Algo similar ocurre con la
seguridad. Nadie señala –y no hacerlo, desde la militancia popular, es entrar
en un juego de embustes– que en diferente grado la inseguridad es un mal
endémico de todas las sociedades y de todos los tiempos, un problema complejo
que no puede encararse con las recetas “duras” (“tolerancia cero”, pena de
muerte, policía brava) ni absolutizando el concepto de que liquidar la pobreza “es
liquidar el delito”, ignorando las dimensiones y múltiples fuentes de la
miseria moral, psíquica y sexual que afectan por igual, aunque de modo
variable, a millones de seres humanos de la sociedad enajenada en la cual
vivimos. Situación que, si nos expresamos con responsabilidad, ceñirá las
posibilidades de acción del Estado dentro de ciertos límites, lejanos a la
utopía de obtener esa seguridad con la que buscan réditos los políticos de la
derecha, después de crear, como ocurrió
en los 90, grados de desesperación en los sectores sumergidos que no podían
sino impulsarlos al expediente del saqueo, para paliar el hambre, no ya como
bandas delictivas, porque no lo eran, sino como masas sometidas a condiciones
de “sálvese quien pueda”.
Volvemos al fondo con las
monsergas sobre “la intolerancia”, donde la frivolidad intelectual está al
servicio, como siempre, del oscurecimiento de lo sustancial. En 200 años de
historia argentina, han corrido ríos de sangre –las guerras civiles del siglo
XIX; la guerra del Paraguay; los 3000 muertos de la batalla de Belgrano para
hacer de Buenos Aires la Capital Federal; los bombardeos de Plaza de Mayo en
1955 y las docenas de miles de los exterminados por el Proceso, son quizás los
hitos que condensan dramáticamente esta amarga verdad– en la pugna que enfrenta
al bloque oligárquico y sus socios extranjeros –que sólo mutan para
adecuarse tecnológicamente y seguir succionando las riquezas del país– y el pueblo argentino. Cegándonos con
espuma, la argentina tradicional y su ala “popular” –incluida “su” ala “izquierda”,
para frivolizar temas y denunciar “el capitalismo” y “el entreguismo” de los
gobiernos que perturban la paz de los amos del país– socava el respaldo que un
poder popular precisa obtener, para lidiar con enemigos tan poderosas. Impedir
la clarificación del sentido de las disputas es un arma eficaz cuando los
motivos reales son impresentables, como lo prueban las denuncias sobre el “gas sarín”,
para marear a los estadounidenses y justificar el alevoso ataque a Siria.

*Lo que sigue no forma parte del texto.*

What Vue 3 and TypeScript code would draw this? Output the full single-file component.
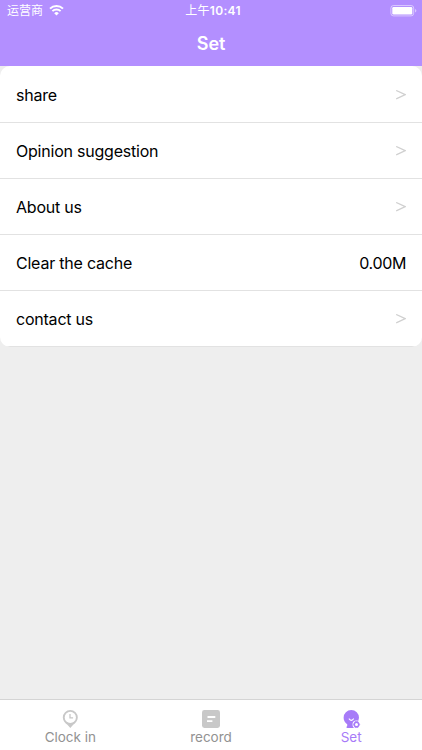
<script setup lang="ts">
interface Row {
  label: string
  value?: string
}

const rows: Row[] = [
  { label: 'share' },
  { label: 'Opinion suggestion' },
  { label: 'About us' },
  { label: 'Clear the cache', value: '0.00M' },
  { label: 'contact us' },
]
</script>

<template>
  <div class="screen">
    <header class="header">
      <div class="status">
        <div class="carrier">
          <span>运营商</span>
          <svg class="wifi" width="15" height="12" viewBox="0 0 15 12">
            <path d="M1 4.6a9.2 9.2 0 0 1 13 0" fill="none" stroke="#fff" stroke-width="2" />
            <path d="M3.4 7.2a5.8 5.8 0 0 1 8.2 0" fill="none" stroke="#fff" stroke-width="1.9" />
            <path d="M5.2 9.2a3.2 3.2 0 0 1 4.6 0L7.5 11.5z" fill="#fff" />
          </svg>
        </div>
        <div class="time">上午<b>10:41</b></div>
        <div class="power">
          <svg width="27" height="12" viewBox="0 0 27 12">
            <rect x=".9" y=".5" width="22.8" height="10.4" rx="2.6" fill="none" stroke="#fff" stroke-opacity=".5" />
            <rect x="2.3" y="2" width="20" height="7.4" rx="1.2" fill="#fff" />
            <path d="M25 4v3.6q1.4-.5 1.4-1.8T25 4z" fill="#fff" fill-opacity=".5" />
          </svg>
        </div>
      </div>
      <h1 class="title">Set</h1>
    </header>

    <main class="content">
      <ul class="list">
        <li v-for="row in rows" :key="row.label" class="row">
          <span>{{ row.label }}</span>
          <span v-if="row.value" class="value">{{ row.value }}</span>
          <svg v-else class="chevron" width="11" height="10" viewBox="0 0 11 10">
            <path d="M1.2 .5 10.3 4.7 1.2 8.9" fill="none" stroke="#d0d0d0" stroke-width="1.3" />
          </svg>
        </li>
      </ul>
    </main>

    <nav class="tabs">
      <div class="tab">
        <svg width="20" height="20" viewBox="-.3 0 20 20">
          <path d="M10 1a7.5 7.5 0 0 0-7.5 7.5c0 3.400 2.400 5.700 4.600 7.300L10 19l2.900-3.200c2.200-1.600 4.600-3.900 4.600-7.300A7.500 7.500 0 0 0 10 1z" fill="#c8c8c8" />
          <circle cx="10" cy="8.4" r="5.6" fill="#fff" />
          <path d="M9.700 4.900v3.900h3.100" fill="none" stroke="#c8c8c8" stroke-width="1.3" />
        </svg>
        <span>Clock in</span>
      </div>
      <div class="tab">
        <svg width="20" height="20" viewBox="0 0 20 20">
          <rect x="1" y="1" width="18" height="18" rx="2.4" fill="#c8c8c8" />
          <path d="M6.500 8h7.800M6 12.200h5.400" stroke="#fff" stroke-width="1.8" />
        </svg>
        <span>record</span>
      </div>
      <div class="tab active">
        <svg width="20" height="20" viewBox=".7 0 20 20">
          <path d="M10 1a7.700 7.700 0 0 0-7.700 7.700c0 2.900 1.500 5 3.600 6.500v1.500q0 .7-.6.900v1.400h10V14a7.700 7.700 0 0 0 2.400-5.300A7.700 7.700 0 0 0 10 1z" fill="#a77bf8" />
          <path d="M7.900 10q2.100 2.700 4.200 0" fill="none" stroke="#fff" stroke-width="1.2" stroke-linecap="round" />
          <circle cx="15.2" cy="15.5" r="4" fill="#fff" />
          <path d="m13.700 12.600h3l1.700 2.900-1.700 2.900h-3l-1.700-2.900z" fill="#a77bf8" stroke="#a77bf8" stroke-width=".6" stroke-linejoin="round" />
          <circle cx="15.2" cy="15.5" r="1.5" fill="#fff" />
        </svg>
        <span>Set</span>
      </div>
    </nav>
  </div>
</template>

<style>
body {
  margin: 0;
}
</style>

<style scoped>
.screen {
  display: flex;
  flex-direction: column;
  height: 100vh;
  background: #eee;
  color: #000;
  font-family: Inter, "Noto Sans CJK SC", sans-serif;
}
.header {
  flex: none;
  height: 66px;
  background: #b38fff;
  color: #fff;
}
.status {
  display: grid;
  grid-template-columns: 1fr auto 1fr;
  align-items: center;
  height: 22px;
  padding: 0 5px 0 7px;
  font-size: 12px;
  line-height: 22px;
}
.carrier {
  display: flex;
  align-items: center;
  gap: 6px;
}
.wifi {
  margin-bottom: 2px;
}
.time {
  padding-left: 2px;
  letter-spacing: 0.3px;
}
.time b {
  font-weight: 600;
}
.power {
  display: flex;
  justify-content: flex-end;
}
.title {
  margin: 0;
  font-size: 18px;
  font-weight: 600;
  line-height: 43px;
  text-align: center;
  letter-spacing: -0.1px;
}
.content {
  flex: 1;
}
.list {
  margin: 0;
  padding: 1px 0 0;
  list-style: none;
  background: #fff;
  border-radius: 10px;
  overflow: hidden;
}
.row {
  box-sizing: border-box;
  display: flex;
  align-items: center;
  justify-content: space-between;
  height: 56px;
  padding: 0 16px;
  border-bottom: 1px solid #e2e2e2;
  font-size: 16px;
  letter-spacing: -0.22px;
}
.value {
  letter-spacing: -0.35px;
}
.tabs {
  box-sizing: border-box;
  flex: none;
  display: flex;
  height: 51px;
  padding-top: 9px;
  border-top: 1px solid #d4d4d4;
  background: #fff;
}
.tab {
  flex: 1;
  display: flex;
  flex-direction: column;
  align-items: center;
  color: #929292;
  font-size: 13.5px;
  line-height: 17px;
}
.tab.active {
  color: #a77bf8;
}
.tab.active span {
  margin-right: 1px;
}
</style>
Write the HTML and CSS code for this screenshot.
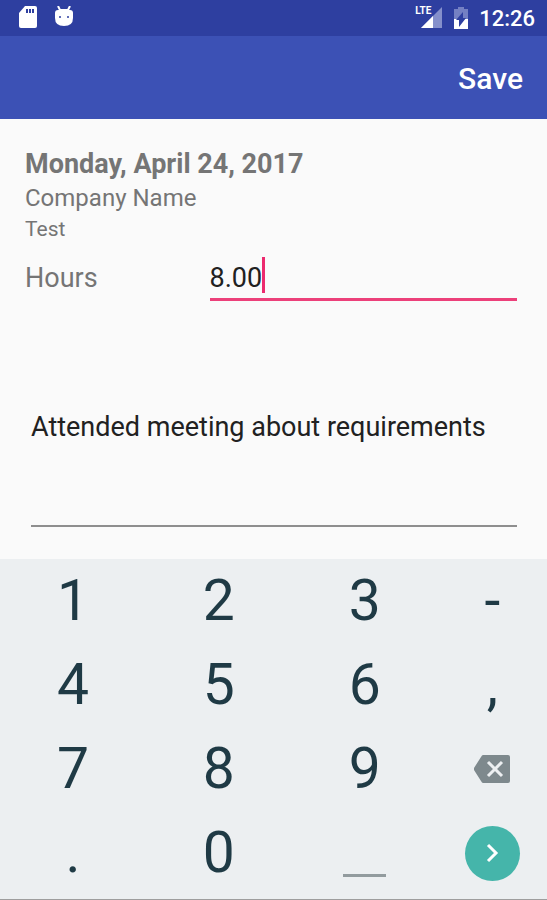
FILE: index.html
```html
<!DOCTYPE html>
<html lang="en">
<head>
    <meta charset="UTF-8">
    <meta name="viewport" content="width=device-width, initial-scale=1.0">
    <title>Time Entry</title>
    <link rel="stylesheet" href="styles.css">
</head>
<body>
    <div class="status-bar">
        <div class="status-icons">
            <svg width="20" height="24" viewBox="0 0 20 24" aria-hidden="true">
                <path fill="#fff" d="M7 0h10q2 0 2 2v18q0 2-2 2H3q-2 0-2-2V7z"/>
                <path fill="#2e3fa0" d="M8 3h2v4H8zM11 3h2v4h-2zM14 3h2v4h-2z"/>
            </svg>
            <svg width="20" height="24" viewBox="0 0 20 24" aria-hidden="true">
                <path fill="none" stroke="#fff" stroke-width="2" d="M4 0l2 4h8l2-4"/>
                <path fill="#fff" d="M4 4h12q3 0 3 3v5q0 8-9 8t-9-8V7q0-3 3-3z"/>
                <circle cx="6" cy="11" r="1" fill="#2e3fa0"/>
                <circle cx="14" cy="11" r="1" fill="#2e3fa0"/>
            </svg>
        </div>
        <div class="status-icons status-right">
            <div class="signal">
                <svg width="28" height="24" viewBox="0 0 28 24" aria-hidden="true">
                    <path fill="#8590cb" d="M27 1v21H6z"/>
                    <path fill="#fff" d="M18 10v12H6z"/>
                </svg>
                <span class="network">LTE</span>
            </div>
            <svg width="16" height="24" viewBox="0 0 16 24" aria-hidden="true">
                <path fill="#7480c3" d="M5 1h6v2h4v20H1V3h4z"/>
                <path fill="#fff" d="M1 13h14v10H1z"/>
                <path fill="#2e3fa0" d="M10 6v6h3l-7 9v-7H3z"/>
            </svg>
            <span class="clock">12:26</span>
        </div>
    </div>

    <div class="toolbar">
        <button class="save-btn" type="button">Save</button>
    </div>

    <form class="entry">
        <h1 class="entry-date">Monday, April 24, 2017</h1>
        <div class="entry-company">Company Name</div>
        <div class="entry-project">Test</div>
        <div class="hours-row">
            <label for="hours">Hours</label>
            <div class="hours-field">
                <input id="hours" type="text" inputmode="decimal" value="8.00">
                <span class="caret"></span>
            </div>
        </div>
        <textarea class="notes" aria-label="Notes">Attended meeting about requirements</textarea>
    </form>

    <div class="keypad">
        <button type="button">1</button>
        <button type="button">2</button>
        <button type="button">3</button>
        <button type="button">-</button>

        <button type="button">4</button>
        <button type="button">5</button>
        <button type="button">6</button>
        <button type="button">,</button>

        <button type="button">7</button>
        <button type="button">8</button>
        <button type="button">9</button>
        <button type="button" aria-label="Backspace">
            <svg width="38" height="28" viewBox="0 0 38 28" aria-hidden="true">
                <path fill="#7e898d" d="M10 0h25q2 0 2 2v24q0 2-2 2H10q-1 0-2-2L1 15v-2L8 2q1-2 2-2z"/>
                <path fill="none" stroke="#eceff1" stroke-width="3" d="M15 7l14 14M29 7L15 21"/>
            </svg>
        </button>

        <button type="button">.</button>
        <button type="button">0</button>
        <button type="button" aria-label="Space"><span class="space-mark"></span></button>
        <button type="button" aria-label="Next">
            <span class="next">
                <svg width="14" height="20" viewBox="0 0 14 20" aria-hidden="true">
                    <path fill="none" stroke="#fff" stroke-width="3" d="M3 2l8 8-8 8"/>
                </svg>
            </span>
        </button>
    </div>
</body>
</html>
```
FILE: styles.css
```css
* {
    box-sizing: border-box;
}
body {
    display: flex;
    flex-direction: column;
    min-height: 100vh;
    margin: 0;
    background: #fafafa;
    color: #757575;
    font-family: Roboto, sans-serif;
}
button, input, textarea {
    border: none;
    padding: 0;
    background: none;
    font-family: inherit;
    outline: none;
}
svg {
    display: block;
}

/* Status bar */
.status-bar {
    display: flex;
    justify-content: space-between;
    align-items: center;
    height: 36px;
    padding: 0 12px 0 18px;
    background: #2e3fa0;
    color: white;
}
.status-icons {
    display: flex;
    align-items: center;
    gap: 16px;
}
.status-right {
    gap: 10px;
}
.signal {
    position: relative;
}
.network {
    position: absolute;
    top: 0;
    left: 0;
    font-size: 10px;
    line-height: 10px;
    font-weight: 700;
}
.clock {
    font-size: 22px;
    font-weight: 500;
}

/* Toolbar */
.toolbar {
    display: flex;
    justify-content: flex-end;
    height: 83px;
    padding: 2px 24px 0;
    background: #3c51b5;
}
.save-btn {
    color: white;
    font-size: 30px;
    font-weight: 500;
    cursor: pointer;
}

/* Entry form */
.entry {
    flex: 1;
    display: flex;
    flex-direction: column;
    padding: 28px 30px 32px 25px;
}
.entry-date {
    margin: 0;
    font-size: 27px;
    line-height: 34px;
    font-weight: 700;
}
.entry-company {
    font-size: 24px;
    line-height: 34px;
}
.entry-project {
    font-size: 21px;
    line-height: 28px;
}
.hours-row {
    display: flex;
    align-items: baseline;
    margin-top: 14px;
    font-size: 27px;
}
.hours-row label {
    flex: 3;
}
.hours-field {
    flex: 5;
    display: flex;
    align-items: flex-start;
    height: 44px;
    border-bottom: 3px solid #ec407a;
}
.hours-field input {
    field-sizing: content;
    height: 41px;
    color: #212121;
    font-size: 27px;
}
.caret {
    width: 3px;
    height: 36px;
    background: #ec2a6e;
}
.notes {
    flex: 1;
    margin: 108px 0 0 6px;
    border-bottom: 2px solid #8e8e8e;
    color: #212121;
    font-size: 27px;
    line-height: 36px;
    resize: none;
}

/* Number pad */
.keypad {
    display: grid;
    grid-template-columns: 4fr 4fr 4fr 3fr;
    grid-auto-rows: 84px;
    padding-bottom: 4px;
    border-bottom: 1px solid #9e9e9e;
    background: #eceff1;
}
.keypad button {
    display: flex;
    justify-content: center;
    align-items: center;
    color: #1f3a45;
    font-size: 57px;
    line-height: 86px;
    cursor: pointer;
}
.space-mark {
    align-self: flex-end;
    width: 43px;
    height: 3px;
    margin-bottom: 18px;
    background: #929b9e;
}
.next {
    display: flex;
    justify-content: center;
    align-items: center;
    width: 55px;
    height: 55px;
    border-radius: 50%;
    background: #45b5aa;
}
```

Es natural que esto ocurra. Como
decía Menem, “si contás lo que vas a hacer, nadie te vota”. Para el frente
patriótico la situación se plantea justamente a la inversa: la claridad sumará
a todos los argentinos afectados por la rapiña del capital extranjero y el
parasitismo oligárquico. A nosotros, sólo
la conciencia nacional y social nos hará libres.